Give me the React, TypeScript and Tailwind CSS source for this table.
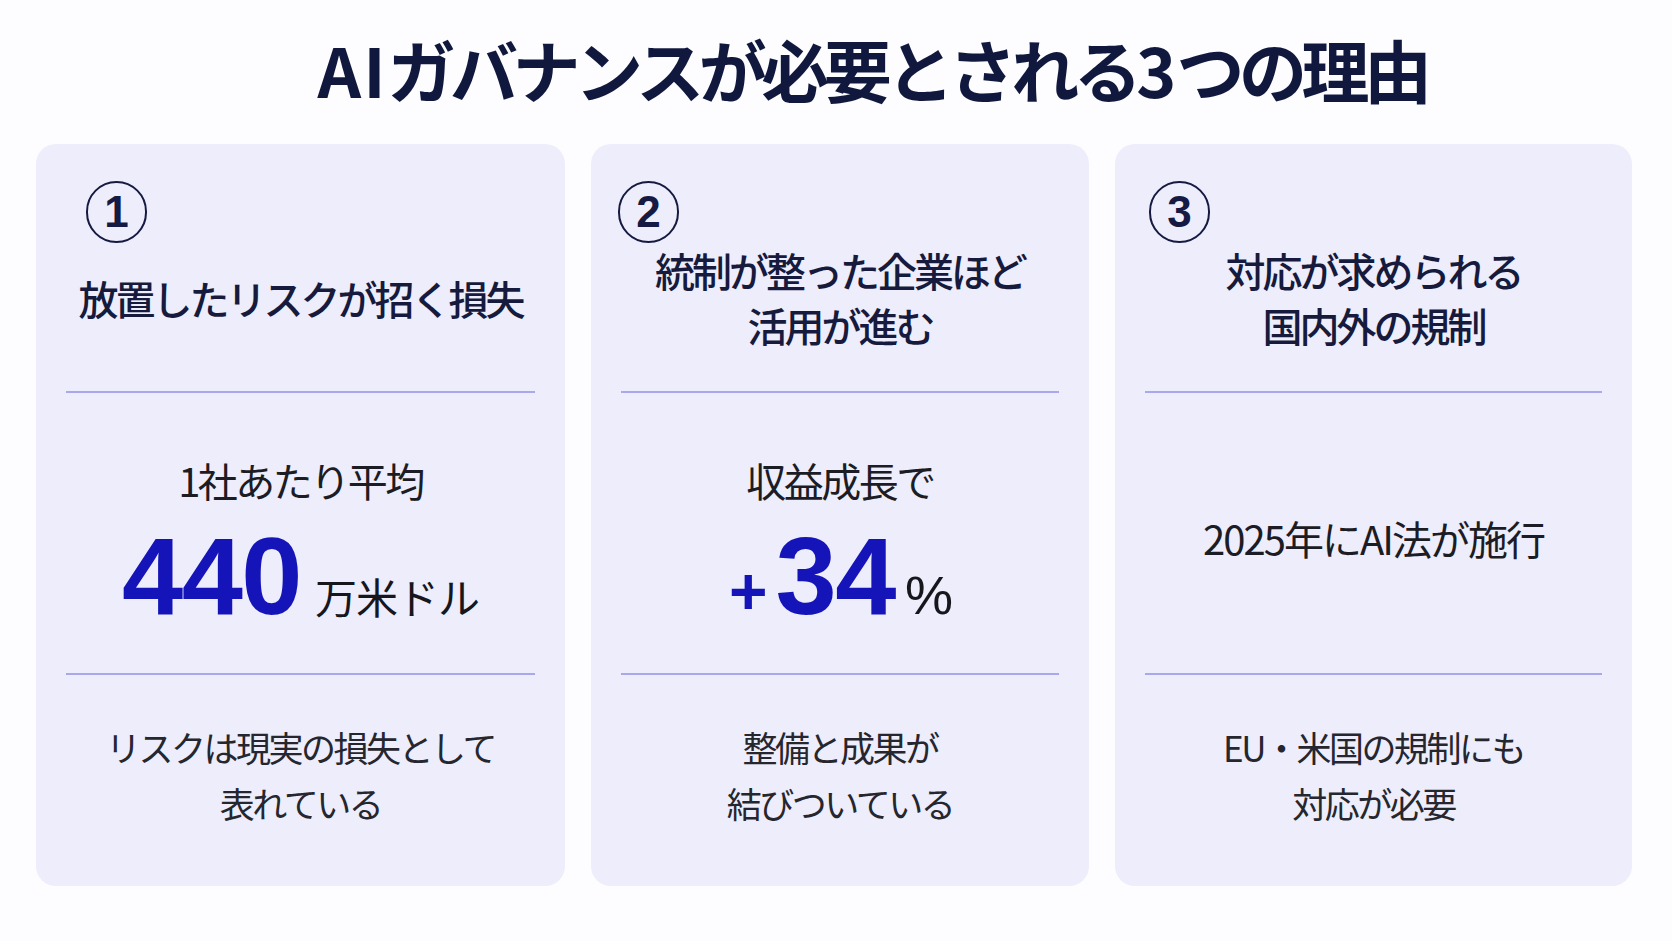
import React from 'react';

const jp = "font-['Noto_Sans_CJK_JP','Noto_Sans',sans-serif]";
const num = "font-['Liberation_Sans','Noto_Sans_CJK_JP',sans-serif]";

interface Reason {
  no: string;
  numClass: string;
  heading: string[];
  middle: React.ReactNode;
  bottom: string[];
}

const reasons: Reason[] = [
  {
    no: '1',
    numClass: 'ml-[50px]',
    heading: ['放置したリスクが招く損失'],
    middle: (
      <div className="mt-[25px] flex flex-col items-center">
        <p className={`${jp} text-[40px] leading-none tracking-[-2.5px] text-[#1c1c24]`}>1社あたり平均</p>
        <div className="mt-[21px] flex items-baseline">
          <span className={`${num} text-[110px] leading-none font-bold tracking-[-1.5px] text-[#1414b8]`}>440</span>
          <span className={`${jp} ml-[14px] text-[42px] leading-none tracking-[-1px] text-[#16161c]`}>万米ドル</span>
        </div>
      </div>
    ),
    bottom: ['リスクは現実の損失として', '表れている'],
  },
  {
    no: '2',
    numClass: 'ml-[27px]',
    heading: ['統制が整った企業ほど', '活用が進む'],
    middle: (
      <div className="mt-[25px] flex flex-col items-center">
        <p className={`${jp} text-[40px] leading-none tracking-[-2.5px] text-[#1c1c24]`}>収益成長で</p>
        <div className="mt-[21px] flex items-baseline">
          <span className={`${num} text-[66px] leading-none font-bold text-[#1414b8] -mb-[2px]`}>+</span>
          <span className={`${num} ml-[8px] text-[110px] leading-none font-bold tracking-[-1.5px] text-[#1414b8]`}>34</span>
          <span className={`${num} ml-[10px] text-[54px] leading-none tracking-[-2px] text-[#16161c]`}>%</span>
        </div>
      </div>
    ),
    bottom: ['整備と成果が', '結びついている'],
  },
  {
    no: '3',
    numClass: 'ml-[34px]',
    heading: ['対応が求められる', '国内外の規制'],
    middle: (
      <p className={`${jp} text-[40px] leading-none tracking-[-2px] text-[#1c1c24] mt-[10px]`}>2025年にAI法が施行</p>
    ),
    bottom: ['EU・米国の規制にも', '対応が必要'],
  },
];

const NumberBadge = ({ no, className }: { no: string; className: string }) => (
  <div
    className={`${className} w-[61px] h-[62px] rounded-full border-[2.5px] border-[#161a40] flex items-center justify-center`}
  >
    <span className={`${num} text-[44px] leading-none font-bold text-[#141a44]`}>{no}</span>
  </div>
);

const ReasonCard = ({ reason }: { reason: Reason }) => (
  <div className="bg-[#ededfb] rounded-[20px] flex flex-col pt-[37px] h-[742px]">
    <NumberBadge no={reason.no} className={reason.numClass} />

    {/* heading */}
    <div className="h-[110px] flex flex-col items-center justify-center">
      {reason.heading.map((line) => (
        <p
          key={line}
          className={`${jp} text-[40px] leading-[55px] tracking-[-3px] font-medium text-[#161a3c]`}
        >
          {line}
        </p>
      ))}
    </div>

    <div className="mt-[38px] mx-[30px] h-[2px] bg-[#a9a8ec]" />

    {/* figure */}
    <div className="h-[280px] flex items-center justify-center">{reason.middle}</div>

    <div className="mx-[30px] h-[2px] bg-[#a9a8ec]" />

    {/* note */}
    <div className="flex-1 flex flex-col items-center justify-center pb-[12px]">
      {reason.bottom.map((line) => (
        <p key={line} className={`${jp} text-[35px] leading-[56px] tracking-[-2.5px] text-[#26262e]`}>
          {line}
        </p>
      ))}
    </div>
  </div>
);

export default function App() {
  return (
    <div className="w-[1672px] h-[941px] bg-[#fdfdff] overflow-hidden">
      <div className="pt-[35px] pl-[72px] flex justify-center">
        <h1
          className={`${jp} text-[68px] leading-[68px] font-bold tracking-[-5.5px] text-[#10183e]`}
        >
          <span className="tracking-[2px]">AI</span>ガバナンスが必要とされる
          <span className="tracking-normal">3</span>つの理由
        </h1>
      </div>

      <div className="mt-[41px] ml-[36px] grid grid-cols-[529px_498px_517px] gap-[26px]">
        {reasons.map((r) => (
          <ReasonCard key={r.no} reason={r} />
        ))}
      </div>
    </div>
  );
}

## Written exercise
Return to the listing above and set it down exactly, leaving out its pictures.

## Solution to the problem
Give me the React, TypeScript and Tailwind CSS source for this table.
import React from 'react';

const jp = "font-['Noto_Sans_CJK_JP','Noto_Sans',sans-serif]";
const num = "font-['Liberation_Sans','Noto_Sans_CJK_JP',sans-serif]";

interface Reason {
  no: string;
  numClass: string;
  heading: string[];
  middle: React.ReactNode;
  bottom: string[];
}

const reasons: Reason[] = [
  {
    no: '1',
    numClass: 'ml-[50px]',
    heading: ['放置したリスクが招く損失'],
    middle: (
      <div className="mt-[25px] flex flex-col items-center">
        <p className={`${jp} text-[40px] leading-none tracking-[-2.5px] text-[#1c1c24]`}>1社あたり平均</p>
        <div className="mt-[21px] flex items-baseline">
          <span className={`${num} text-[110px] leading-none font-bold tracking-[-1.5px] text-[#1414b8]`}>440</span>
          <span className={`${jp} ml-[14px] text-[42px] leading-none tracking-[-1px] text-[#16161c]`}>万米ドル</span>
        </div>
      </div>
    ),
    bottom: ['リスクは現実の損失として', '表れている'],
  },
  {
    no: '2',
    numClass: 'ml-[27px]',
    heading: ['統制が整った企業ほど', '活用が進む'],
    middle: (
      <div className="mt-[25px] flex flex-col items-center">
        <p className={`${jp} text-[40px] leading-none tracking-[-2.5px] text-[#1c1c24]`}>収益成長で</p>
        <div className="mt-[21px] flex items-baseline">
          <span className={`${num} text-[66px] leading-none font-bold text-[#1414b8] -mb-[2px]`}>+</span>
          <span className={`${num} ml-[8px] text-[110px] leading-none font-bold tracking-[-1.5px] text-[#1414b8]`}>34</span>
          <span className={`${num} ml-[10px] text-[54px] leading-none tracking-[-2px] text-[#16161c]`}>%</span>
        </div>
      </div>
    ),
    bottom: ['整備と成果が', '結びついている'],
  },
  {
    no: '3',
    numClass: 'ml-[34px]',
    heading: ['対応が求められる', '国内外の規制'],
    middle: (
      <p className={`${jp} text-[40px] leading-none tracking-[-2px] text-[#1c1c24] mt-[10px]`}>2025年にAI法が施行</p>
    ),
    bottom: ['EU・米国の規制にも', '対応が必要'],
  },
];

const NumberBadge = ({ no, className }: { no: string; className: string }) => (
  <div
    className={`${className} w-[61px] h-[62px] rounded-full border-[2.5px] border-[#161a40] flex items-center justify-center`}
  >
    <span className={`${num} text-[44px] leading-none font-bold text-[#141a44]`}>{no}</span>
  </div>
);

const ReasonCard = ({ reason }: { reason: Reason }) => (
  <div className="bg-[#ededfb] rounded-[20px] flex flex-col pt-[37px] h-[742px]">
    <NumberBadge no={reason.no} className={reason.numClass} />

    {/* heading */}
    <div className="h-[110px] flex flex-col items-center justify-center">
      {reason.heading.map((line) => (
        <p
          key={line}
          className={`${jp} text-[40px] leading-[55px] tracking-[-3px] font-medium text-[#161a3c]`}
        >
          {line}
        </p>
      ))}
    </div>

    <div className="mt-[38px] mx-[30px] h-[2px] bg-[#a9a8ec]" />

    {/* figure */}
    <div className="h-[280px] flex items-center justify-center">{reason.middle}</div>

    <div className="mx-[30px] h-[2px] bg-[#a9a8ec]" />

    {/* note */}
    <div className="flex-1 flex flex-col items-center justify-center pb-[12px]">
      {reason.bottom.map((line) => (
        <p key={line} className={`${jp} text-[35px] leading-[56px] tracking-[-2.5px] text-[#26262e]`}>
          {line}
        </p>
      ))}
    </div>
  </div>
);

export default function App() {
  return (
    <div className="w-[1672px] h-[941px] bg-[#fdfdff] overflow-hidden">
      <div className="pt-[35px] pl-[72px] flex justify-center">
        <h1
          className={`${jp} text-[68px] leading-[68px] font-bold tracking-[-5.5px] text-[#10183e]`}
        >
          <span className="tracking-[2px]">AI</span>ガバナンスが必要とされる
          <span className="tracking-normal">3</span>つの理由
        </h1>
      </div>

      <div className="mt-[41px] ml-[36px] grid grid-cols-[529px_498px_517px] gap-[26px]">
        {reasons.map((r) => (
          <ReasonCard key={r.no} reason={r} />
        ))}
      </div>
    </div>
  );
}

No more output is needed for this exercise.